The phPINN algorithm employed in this study aims to identify optimized parameters, including weights, deviations, and additional coefficients in activation, to minimize the loss function. To evaluate the training errors, the relative L2-error is defined as

$$ Error = \frac{{\sqrt {\sum\limits_{k = 1}^{N} {\left| {q^{exact} \left( {X_{k} } \right) - q^{predict} \left( {X_{k} ;\overline{\Theta } } \right)} \right|^{2} } } }}{{\sqrt {\sum\limits_{k = 1}^{N} {\left| {q^{exact} \left( {X_{k} } \right)} \right|^{2} } } }} $$
(6)

where \(q^{predict} \left( {X_{k} ;\overline{\Theta } } \right)\) represents the predicted solution obtained during the model training, and \(q^{exact} \left( {X_{k} } \right)\) represents the exact analytical expression at point \(X_{k} = \left( {t_{k} ,z_{k} } \right)\). Additionally, the joint Adam and L-BFGS algorithms are employed to optimize all loss functions in this method. The Adam optimization algorithm is a variant of the conventional stochastic gradient descent algorithm, while the L-BFGS optimization algorithm is a second-order algorithm based on quasi-Newton’s method, which performs full batch gradient descent optimization. Adam is a first-order algorithm that may not effectively optimize the error to a very small value, but its initial convergence is rapid. Therefore, we initially utilize Adam for tens of thousands of optimization steps (depending on the specific problem), and subsequently replace the optimization algorithm with L-BFGS to further reduce the error to a smaller magnitude.

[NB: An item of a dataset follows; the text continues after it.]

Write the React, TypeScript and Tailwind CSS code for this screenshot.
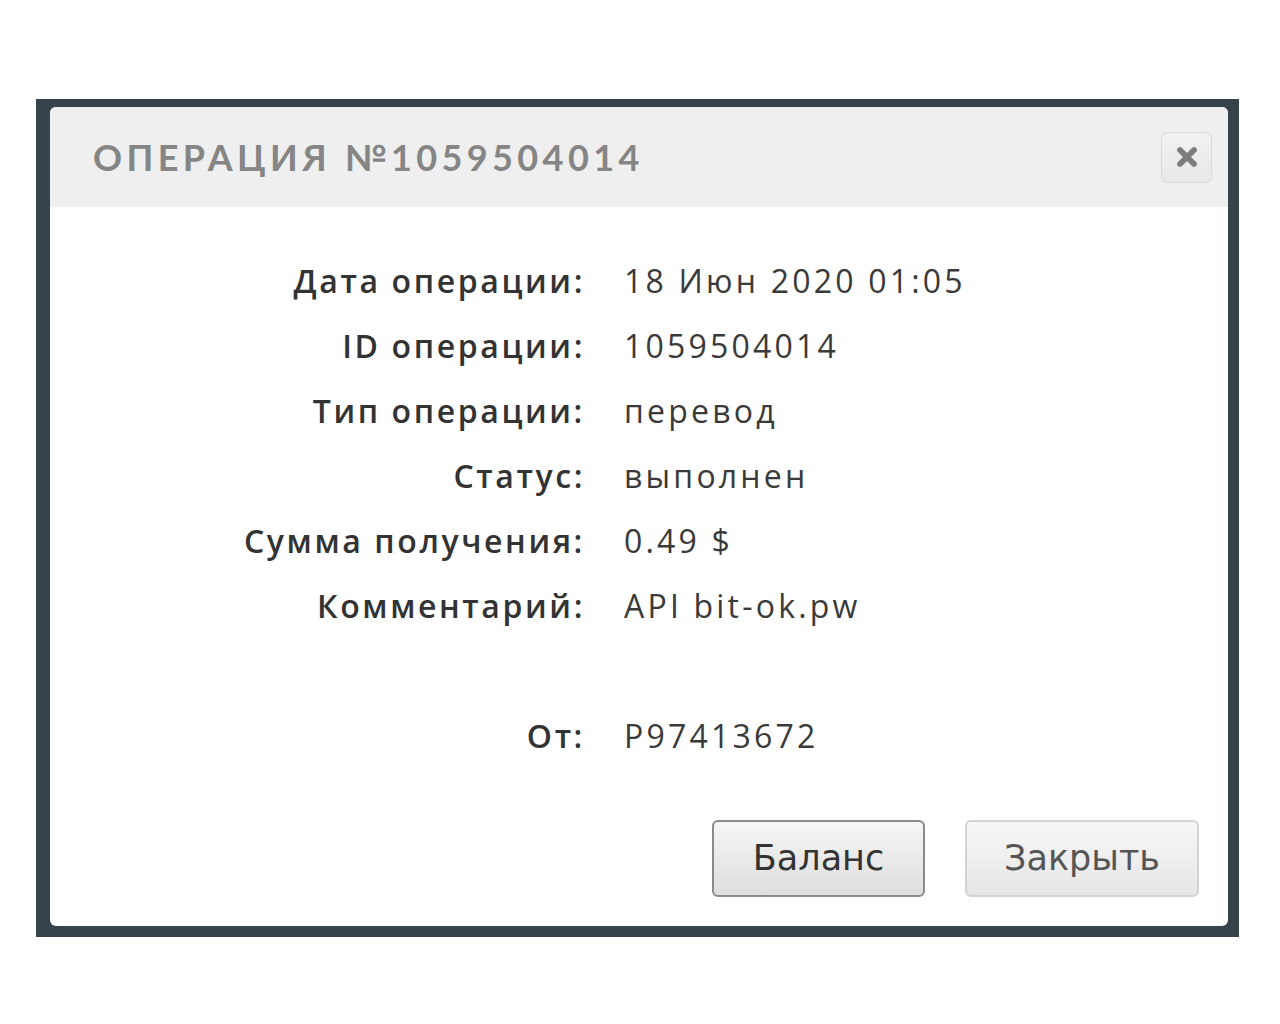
import { X } from "lucide-react";

const rows: { label: string; value: string }[] = [
  { label: "Дата операции:", value: "18 Июн 2020 01:05" },
  { label: "ID операции:", value: "1059504014" },
  { label: "Тип операции:", value: "перевод" },
  { label: "Статус:", value: "выполнен" },
  { label: "Сумма получения:", value: "0.49 $" },
  { label: "Комментарий:", value: "API bit-ok.pw" },
  { label: "", value: "" },
  { label: "От:", value: "P97413672" },
];

export default function App() {
  return (
    <div className="min-h-[1024px] bg-white pt-[99px] pl-[36px]">
      <div className="w-[1203px] bg-[#36434a] pt-[8px] pl-[14px] pr-[11px] pb-[11px]">
        <div className="bg-white rounded-md overflow-hidden">
          {/* Header */}
          <div className="h-[100px] bg-[#efefef] flex items-center justify-between pl-[43px] pr-[16px]">
            <h2 className="font-['Lato',sans-serif] font-bold text-[36px] tracking-[4.4px] text-[#858585] leading-none">
              ОПЕРАЦИЯ №1059504014
            </h2>
            <button className="w-[51px] h-[51px] rounded-md border border-[#d9d9d9] bg-gradient-to-b from-[#f2f2f2] to-[#e8e8e8] flex items-center justify-center">
              <X size={28} strokeWidth={5} color="#7d7d7d" />
            </button>
          </div>

          {/* Details */}
          <div className="pt-[41px] grid grid-cols-[535px_1fr] gap-x-[39px] font-['Open_Sans',sans-serif] text-[32px]">
            {rows.map((r, i) => (
              <div key={i} className="contents">
                <div className="h-[65px] flex items-center justify-end font-semibold text-[#333] tracking-[2.6px]">{r.label}</div>
                <div className="h-[65px] flex items-center text-[#3a3a3a] tracking-[3.2px]">{r.value}</div>
              </div>
            ))}
          </div>

          {/* Buttons */}
          <div className="flex justify-end gap-[40px] pt-[52px] pb-[29px] pr-[29px] font-['DejaVu_Sans',sans-serif] text-[35px]">
            <button className="w-[213px] h-[77px] rounded-md border-2 border-[#8a8a8a] bg-gradient-to-b from-[#f6f6f6] to-[#dedede] text-[#333]">
              Баланс
            </button>
            <button className="w-[234px] h-[77px] rounded-md border-2 border-[#d4d4d4] bg-gradient-to-b from-[#f7f7f7] to-[#e6e6e6] text-[#555]">
              Закрыть
            </button>
          </div>
        </div>
      </div>
    </div>
  );
}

2.4 Training points resample and RAR method

The phPINN primarily focuses on optimizing loss functions of PDEs to ensure the consistency of the trained network with the PDE being solved. The evaluation of losses of PDEs is performed at a set of randomly distributed residual points. From an intuitive standpoint, the influence of residual points on phPINN is similar to the impact of grid points on the Finite Element Method (FEM). Consequently, the position and distribution of these residual points are crucial for the performance of phPINN. However, previous literatures [21,22,23] about the PINN commonly employed sampling methods that neglect the significance of residual points, leading to inadequate predictive performance in unsampled regions. In this study, we propose a resampling approach for the residual training points in the network after a specific number of training iterations, allowing for the inclusion of additional points without increasing the total number of residual points to prevent the overfitting.

Although the uniform sampling proves effective for certain simple PDEs, it may not be suitable for solutions exhibiting steep gradients. To illustrate this point, let us consider rogue wave as an example. Intuitively, it is necessary to allocate more points near sharp edges to accurately capture the discontinuities. The manual selection of residual points in a non-uniform manner can enhance the accuracy, while this approach heavily depends on the specific problem and often becomes burdensome and time-consuming. Thus, in this article we focus on automatic and adaptive non-uniform sampling. Inspired by the adaptive mesh refinement technique in the FEM, Lu et al. [24] introduced the first adaptive non-uniform sampling method for PINN, known as the RAR method, which introduces new residual points in regions with large PDE residuals, iteratively adding them during training until the average residual falls below a specified threshold. By adaptively adjusting the distribution of training points throughout the training process, the RAR method further enhances the performance of phPINN.

In our approach, we perform resampling of the residual training points every 5000 training iterations, exclusively utilizing the RAR method during the training phase of the Adam optimizer. Specifically, we incorporate the 50 points with the highest residuals every 2000 iterations, resulting in a total of 5 sessions.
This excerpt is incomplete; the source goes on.